## Exercise brief
Pick out each line of the records that includes the string "components", and copy it.

[Pages as source code]
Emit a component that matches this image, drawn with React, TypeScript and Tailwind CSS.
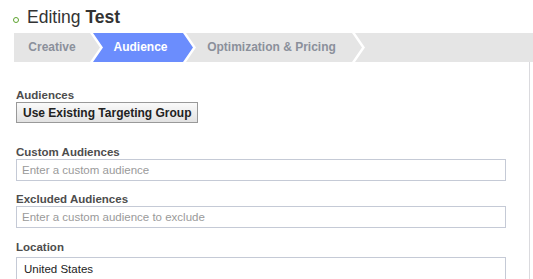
import React from "react";

const font = { fontFamily: '"Liberation Sans", Arial, sans-serif' };

const Field = ({ label, placeholder, className = "" }: { label: string; placeholder: string; className?: string }) => (
    <div className={className}>
        <div className="text-[11.5px] leading-[14px] font-bold text-[#4d4d4d]">{label}</div>
        <input
            type="text"
            placeholder={placeholder}
            className="block w-[490px] h-[22px] border border-[#c5cad6] bg-white pl-[5px] text-[11.5px] text-[#222] outline-none placeholder:text-[#9a9a9a]"
        />
    </div>
);

export default function App() {
    return (
        <div className="w-[533px] h-[279px] overflow-hidden bg-white" style={font}>
            {/* title */}
            <div className="flex items-start pt-[7px] pl-[13px] leading-[21px] text-[17.5px] text-[#333]">
                <span className="mt-[10px] mr-[8px] inline-block w-[6px] h-[6px] rounded-full border-[1.5px] border-[#5ea32f]"></span>
                <span>Editing <b>Test</b></span>
            </div>

            {/* steps */}
            <div className="flex mt-[5px] ml-[14px] h-[29px] text-[12px] font-bold leading-[29px] bg-white">
                <div className="w-[86px] pr-[10px] text-center bg-[#e5e5e5] text-[#8b909b] [clip-path:polygon(0_0,calc(100%_-_10px)_0,100%_50%,calc(100%_-_10px)_100%,0_100%)]">
                    Creative
                </div>
                <div className="-ml-[7px] w-[100px] pl-[5px] pr-[10px] text-center bg-[#6b8dfd] text-white [clip-path:polygon(0_0,calc(100%_-_10px)_0,100%_50%,calc(100%_-_10px)_100%,0_100%,10px_50%)]">
                    Audience
                </div>
                <div className="-ml-[7px] w-[176px] pl-[5px] pr-[10px] text-center bg-[#e5e5e5] text-[#8b909b] [clip-path:polygon(0_0,calc(100%_-_10px)_0,100%_50%,calc(100%_-_10px)_100%,0_100%,10px_50%)]">
                    Optimization &amp; Pricing
                </div>
                <div className="-ml-[7px] flex-1 bg-[#e5e5e5] [clip-path:polygon(0_0,100%_0,100%_100%,0_100%,10px_50%)]"></div>
            </div>

            {/* panel */}
            <div className="ml-[14px] w-[516px] h-[300px] border-r border-[#dadade] pt-[26px] pl-[2px]">
                <div className="text-[11.5px] leading-[14px] font-bold text-[#4d4d4d]">Audiences</div>
                <button className="flex items-center h-[21px] px-[6px] border border-[#999] bg-gradient-to-b from-[#fafafa] to-[#e2e2e2] text-[12px] font-bold text-[#222]">
                    Use Existing Targeting Group
                </button>

                <Field className="mt-[22px]" label="Custom Audiences" placeholder="Enter a custom audience" />
                <Field className="mt-[11px]" label="Excluded Audiences" placeholder="Enter a custom audience to exclude" />

                <div className="mt-[12px]">
                    <div className="text-[11.5px] leading-[14px] font-bold text-[#4d4d4d] mb-[3px]">Location</div>
                    <div className="w-[490px] h-[30px] border border-[#c5cad6] pl-[7px] pt-[4px] text-[11.5px] leading-[14px] text-[#222]">
                        United States
                    </div>
                </div>
            </div>
        </div>
    );
}
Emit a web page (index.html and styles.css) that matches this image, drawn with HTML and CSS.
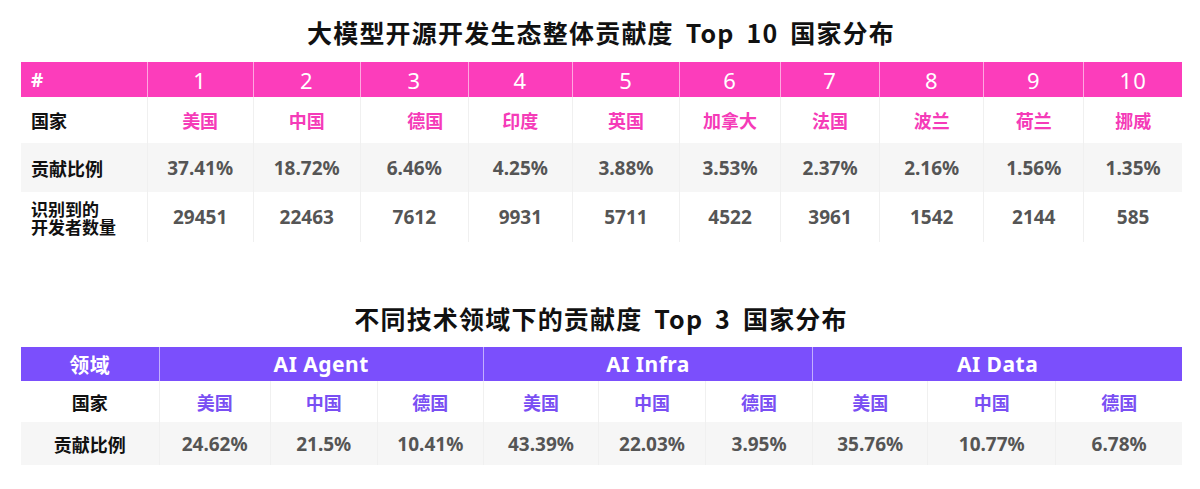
FILE: index.html
```html
<!DOCTYPE html>
<html lang="zh">
<head>
<meta charset="utf-8">
<link rel="stylesheet" href="styles.css">
</head>
<body>
<div class="page">
  <h2 class="title t1">大模型开源开发生态整体贡献度 Top 10 国家分布</h2>
  <table class="tbl pink">
    <colgroup>
      <col style="width:126px"><col style="width:106px"><col style="width:107px"><col style="width:108px"><col style="width:104px"><col style="width:107px"><col style="width:101px"><col style="width:99px"><col style="width:104px"><col style="width:100px"><col style="width:98px">
    </colgroup>
    <tr class="head">
      <th class="lbl">#</th><th>1</th><th>2</th><th>3</th><th>4</th><th>5</th><th>6</th><th>7</th><th>8</th><th>9</th><th>10</th>
    </tr>
    <tr class="r-country r1">
      <td class="lbl">国家</td><td>美国</td><td>中国</td><td class="shift">德国</td><td>印度</td><td>英国</td><td>加拿大</td><td>法国</td><td>波兰</td><td>荷兰</td><td>挪威</td>
    </tr>
    <tr class="r-num grey r2">
      <td class="lbl">贡献比例</td><td>37.41%</td><td>18.72%</td><td>6.46%</td><td>4.25%</td><td>3.88%</td><td>3.53%</td><td>2.37%</td><td>2.16%</td><td>1.56%</td><td>1.35%</td>
    </tr>
    <tr class="r-num r3">
      <td class="lbl two"><span class="ln">识别到的</span><span class="ln">开发者数量</span></td><td>29451</td><td>22463</td><td>7612</td><td>9931</td><td>5711</td><td>4522</td><td>3961</td><td>1542</td><td>2144</td><td>585</td>
    </tr>
  </table>

  <h2 class="title t2">不同技术领域下的贡献度 Top 3 国家分布</h2>
  <table class="tbl purple">
    <colgroup>
      <col style="width:138px"><col style="width:111px"><col style="width:107px"><col style="width:106px"><col style="width:115px"><col style="width:107px"><col style="width:107px"><col style="width:115px"><col style="width:128px"><col style="width:126px">
    </colgroup>
    <tr class="head">
      <th class="lbl c">领域</th><th colspan="3">AI Agent</th><th colspan="3">AI Infra</th><th colspan="3">AI Data</th>
    </tr>
    <tr class="r-country q1">
      <td class="lbl c">国家</td><td>美国</td><td>中国</td><td>德国</td><td>美国</td><td>中国</td><td>德国</td><td>美国</td><td>中国</td><td>德国</td>
    </tr>
    <tr class="r-num grey q2">
      <td class="lbl c">贡献比例</td><td>24.62%</td><td>21.5%</td><td>10.41%</td><td>43.39%</td><td>22.03%</td><td>3.95%</td><td>35.76%</td><td>10.77%</td><td>6.78%</td>
    </tr>
  </table>
</div>
</body>
</html>
```

FILE: styles.css
```css
* { box-sizing: border-box; }
html, body { margin: 0; padding: 0; background: #fff; }
body {
  font-family: "Noto Sans CJK SC", "Noto Sans", sans-serif;
  color: #1a1a1a;
}
.page {
  width: 1200px;
  padding: 15px 0 0 21px;
}
.title {
  margin: 0;
  width: 1160px;
  text-align: center;
  font-size: 25px;
  line-height: 34px;
  font-weight: 700;
  color: #111;
  letter-spacing: 1.2px;
  word-spacing: 5px;
}
.t1 { margin-bottom: 13px; }
.t2 { margin-top: 59px; margin-bottom: 12px; }

.tbl {
  border-collapse: collapse;
  table-layout: fixed;
  width: 1161px;
}
.tbl th, .tbl td {
  padding: 0;
  text-align: center;
  vertical-align: middle;
  white-space: nowrap;
}
.tbl td { border-left: 1px solid #f0f0f0; }
.tbl td:first-child { border-left: none; }
.tbl .head th {
  color: #fff;
  font-family: "Noto Sans", "Noto Sans CJK SC", sans-serif;
  font-weight: 400;
  font-size: 22px;
  letter-spacing: 1px;
  border-left: 1px solid rgba(255,255,255,0.55);
}
.tbl .head th:first-child { border-left: none; }
.pink .head { background: #fc3dbb; height: 35px; }
.purple .head { background: #7b4ffc; height: 34px; }
.purple .head th { font-weight: 700; font-size: 21px; letter-spacing: 0.5px; }
.purple .head th.lbl { font-family: "Noto Sans CJK SC", sans-serif; font-size: 20px; }

.tbl .lbl {
  text-align: left;
  padding-left: 10px;
  font-weight: 700;
  color: #111;
  font-size: 18px;
}
.tbl .lbl.c { text-align: center; padding-left: 0; }
.tbl .head .lbl { color: #fff; font-weight: 700; font-size: 19px; }
.tbl .lbl.two { padding-top: 1px; }
.tbl .r-num td.lbl.two { font-size: 17px; }
.ln { display: block; line-height: 18px; }

.r-country td { font-weight: 700; font-size: 18px; }
.pink .r-country td { color: #f53bb8; }
.purple .r-country td { color: #7a4ff3; }
.tbl .r-country td.lbl { color: #111; }
.r-country td.shift { padding-left: 22px; }

.r-num td {
  font-family: "Noto Sans", "Open Sans", sans-serif;
  font-weight: 700;
  font-size: 19px;
  color: #555;
}
.tbl .r-num td.lbl { font-family: "Noto Sans CJK SC", sans-serif; color: #111; font-size: 18px; }
.grey { background: #f6f6f6; }

.r1 { height: 46px; }
.r2 { height: 49px; }
.r3 { height: 50px; }
.q1 { height: 41px; }
.q2 { height: 43px; }
```
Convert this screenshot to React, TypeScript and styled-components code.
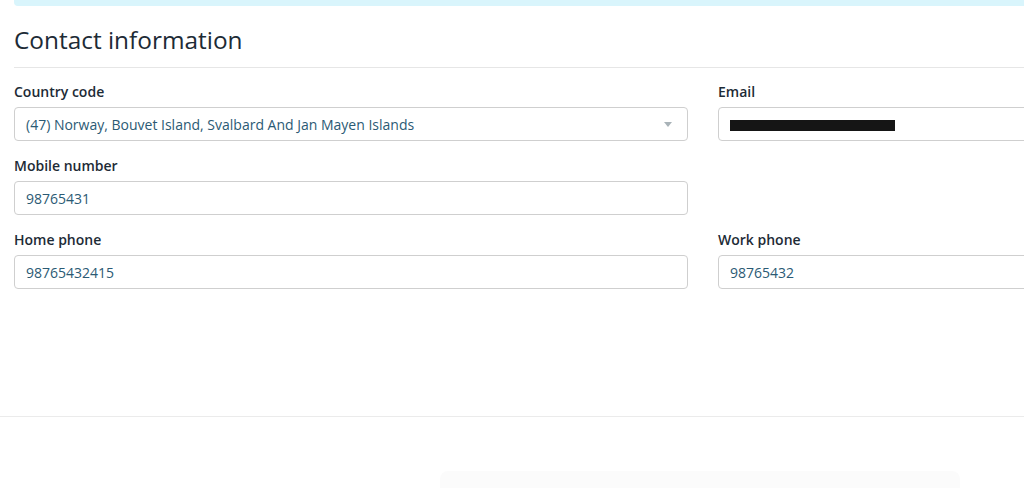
import React from "react";
import styled, { createGlobalStyle } from "styled-components";

const GlobalStyle = createGlobalStyle`
  html, body {
    margin: 0;
    padding: 0;
    background: #ffffff;
    overflow: hidden;
  }
  body {
    font-family: "Open Sans", "Noto Sans", Arial, sans-serif;
    color: #1d2b36;
  }
`;

const Page = styled.div`
  width: 1024px;
  height: 488px;
  overflow: hidden;
  display: flex;
  flex-direction: column;
`;

const Banner = styled.div`
  margin-left: 14px;
  height: 6px;
  background: #d9f5fc;
  border-bottom-left-radius: 4px;
`;

const Section = styled.section`
  padding-left: 14px;
  width: 1391px;
`;

const Heading = styled.h2`
  margin: 18px 0 0;
  font-size: 24.4px;
  line-height: 32px;
  font-weight: 400;
  color: #1d2b36;
  padding-bottom: 11px;
  border-bottom: 1px solid #e6e6e6;
`;

const Grid = styled.div`
  display: grid;
  grid-template-columns: 674px 674px;
  column-gap: 30px;
  row-gap: 16px;
  margin-top: 15px;
`;

const Field = styled.div`
  display: flex;
  flex-direction: column;
  gap: 6px;
`;

const Label = styled.label`
  font-size: 14px;
  line-height: 18px;
  font-weight: 600;
  color: #1d2b36;
`;

const Box = styled.div`
  box-sizing: border-box;
  height: 34px;
  border: 1px solid #cfcfcf;
  border-radius: 4px;
  padding: 0 11px;
  display: flex;
  align-items: center;
  justify-content: space-between;
  font-size: 14px;
  color: #2b5a74;
  background: #fff;
`;

const Caret = styled.span`
  width: 0;
  height: 0;
  border-left: 4px solid transparent;
  border-right: 4px solid transparent;
  border-top: 5px solid #a9b3b8;
  margin-right: 4px;
`;

const Redacted = styled.span`
  display: inline-block;
  width: 165px;
  height: 11px;
  background: #151515;
  margin-top: 2px;
`;

const Empty = styled.div``;

const Footer = styled.footer`
  margin-top: 127px;
  border-top: 1px solid #ebebeb;
  flex: 1;
  display: flex;
  justify-content: flex-end;
  align-items: flex-end;
  padding-right: 64px;
`;

const GhostButton = styled.div`
  width: 520px;
  height: 17px;
  background: #fbfbfb;
  border-radius: 8px 8px 0 0;
`;

export default function App() {
  return (
    <>
      <GlobalStyle />
      <Page>
        <Banner />
        <Section>
          <Heading>Contact information</Heading>
          <Grid>
            <Field>
              <Label>Country code</Label>
              <Box>
                <span>(47) Norway, Bouvet Island, Svalbard And Jan Mayen Islands</span>
                <Caret />
              </Box>
            </Field>
            <Field>
              <Label>Email</Label>
              <Box>
                <Redacted />
              </Box>
            </Field>
            <Field>
              <Label>Mobile number</Label>
              <Box>98765431</Box>
            </Field>
            <Empty />
            <Field>
              <Label>Home phone</Label>
              <Box>98765432415</Box>
            </Field>
            <Field>
              <Label>Work phone</Label>
              <Box>98765432</Box>
            </Field>
          </Grid>
        </Section>
        <Footer>
          <GhostButton />
        </Footer>
      </Page>
    </>
  );
}
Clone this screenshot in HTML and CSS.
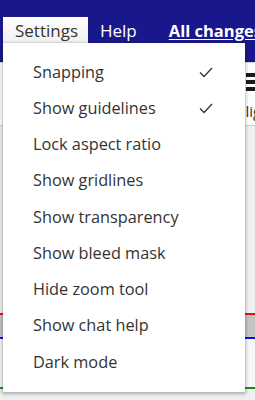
FILE: index.html
```html
<!DOCTYPE html>
<html>
<head>
<meta charset="utf-8">
<link rel="stylesheet" href="styles.css">
</head>
<body>
<div class="page">
  <header class="header">
    <nav class="nav">
      <span class="tab active">Settings</span>
      <span class="tab">Help</span>
      <a class="link">All changes saved</a>
    </nav>
  </header>
  <div class="toolbar">
    <div class="toolbar-right">
      <div class="burger"><i></i><i></i><i></i></div>
      <span class="tool-label">Alignment</span>
    </div>
  </div>
  <div class="canvas">
    <div class="spacer"></div>
    <div class="band"></div>
    <div class="gap"></div>
    <div class="green"></div>
  </div>

  <div class="menu">
    <div class="item"><span>Snapping</span><svg class="check" viewBox="0 0 14 11"><polyline points="1,5.5 5,9.5 13,1" /></svg></div>
    <div class="item"><span>Show guidelines</span><svg class="check" viewBox="0 0 14 11"><polyline points="1,5.5 5,9.5 13,1" /></svg></div>
    <div class="item"><span>Lock aspect ratio</span></div>
    <div class="item"><span>Show gridlines</span></div>
    <div class="item"><span>Show transparency</span></div>
    <div class="item"><span>Show bleed mask</span></div>
    <div class="item"><span>Hide zoom tool</span></div>
    <div class="item"><span>Show chat help</span></div>
    <div class="item"><span>Dark mode</span></div>
  </div>
</div>
</body>
</html>
```
FILE: styles.css
```css
html, body {
  margin: 0;
  padding: 0;
}
body {
  width: 255px;
  height: 400px;
  overflow: hidden;
  font-family: "Open Sans", "Lato", sans-serif;
  background: #ececec;
}
.page {
  position: relative;
  width: 255px;
  height: 400px;
  overflow: hidden;
  display: flex;
  flex-direction: column;
}
.header {
  background: #18188c;
  height: 62px;
  flex: none;
}
.nav {
  display: flex;
  align-items: flex-start;
  padding: 17px 0 0 3px;
  white-space: nowrap;
}
.tab {
  color: #ffffff;
  font-size: 17px;
  height: 26px;
  line-height: 27px;
  padding: 0 12px;
}
.tab.active {
  background: linear-gradient(#ffffff, #f1f1f1);
  color: #333;
  width: 61px;
  text-align: center;
}
.tab:nth-child(2) {
  padding-left: 12px;
  padding-right: 32px;
}
.link {
  color: #fff;
  font-weight: bold;
  font-size: 16.5px;
  line-height: 27px;
  text-decoration: underline;
  text-underline-offset: 2px;
}
.toolbar {
  height: 62px;
  flex: none;
  background: #ffffff;
  border-top: 1px solid #d8d8d8;
  border-bottom: 1px solid #cfcfcf;
  display: flex;
  justify-content: flex-end;
}
.toolbar-right {
  width: 9px;
  overflow: hidden;
  display: flex;
  flex-direction: column;
  align-items: flex-start;
  padding-top: 10px;
}
.burger {
  display: flex;
  flex-direction: column;
  gap: 3px;
}
.burger i {
  display: block;
  width: 20px;
  height: 4px;
  background: #1a1a1a;
}
.tool-label {
  font-size: 15px;
  color: #333;
  margin-left: -10px;
  margin-top: 10px;
  white-space: nowrap;
}
.canvas {
  flex: 1;
  display: flex;
  flex-direction: column;
  background: #efefef;
}
.spacer {
  height: 187px;
  flex: none;
}
.band {
  height: 22px;
  flex: none;
  background: #c4c4c4;
  border-top: 2px solid #e01010;
  border-bottom: 2px solid #1010e0;
}
.gap {
  height: 48px;
  flex: none;
  background: #f6f6f6;
}
.green {
  height: 2px;
  background: #1a8a1a;
}
.menu {
  position: absolute;
  left: 3px;
  top: 43px;
  width: 242px;
  height: 349px;
  background: #ffffff;
  box-shadow: 0 1px 3px 1px rgba(0,0,0,0.28);
  box-sizing: border-box;
  padding-top: 11px;
  display: flex;
  flex-direction: column;
}
.item {
  height: 36.25px;
  display: flex;
  align-items: center;
  justify-content: space-between;
  padding: 0 32px 0 30px;
  font-size: 16.3px;
  color: #333;
  box-sizing: border-box;
}
.item span {
  line-height: 36px;
  margin-top: -1px;
}
.check {
  width: 14px;
  height: 11px;
  fill: none;
  stroke: #333;
  stroke-width: 1.3;
}
```
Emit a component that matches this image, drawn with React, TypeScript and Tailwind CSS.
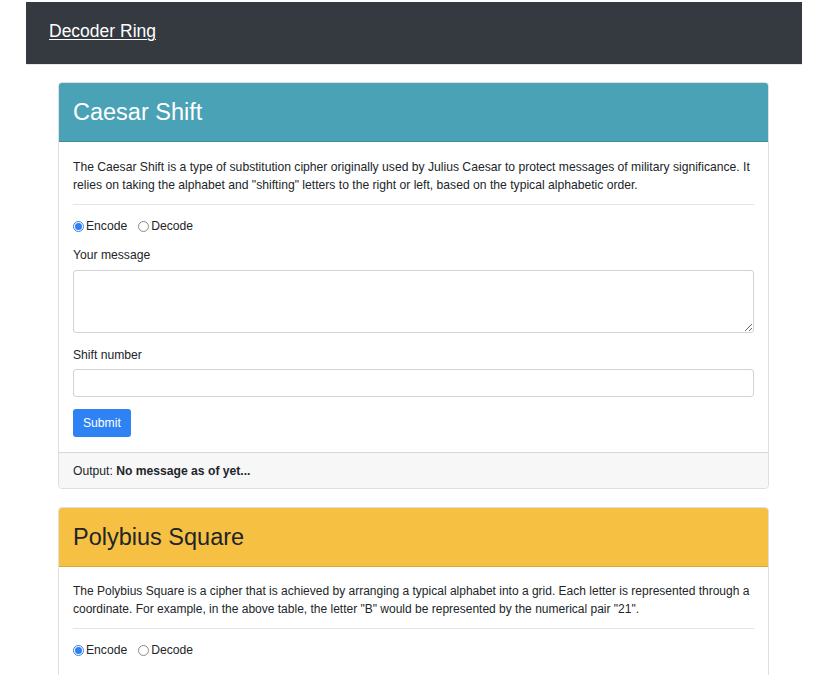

## Exercise response
Convert this screenshot to React, TypeScript and styled-components code.
import styled, { createGlobalStyle } from "styled-components";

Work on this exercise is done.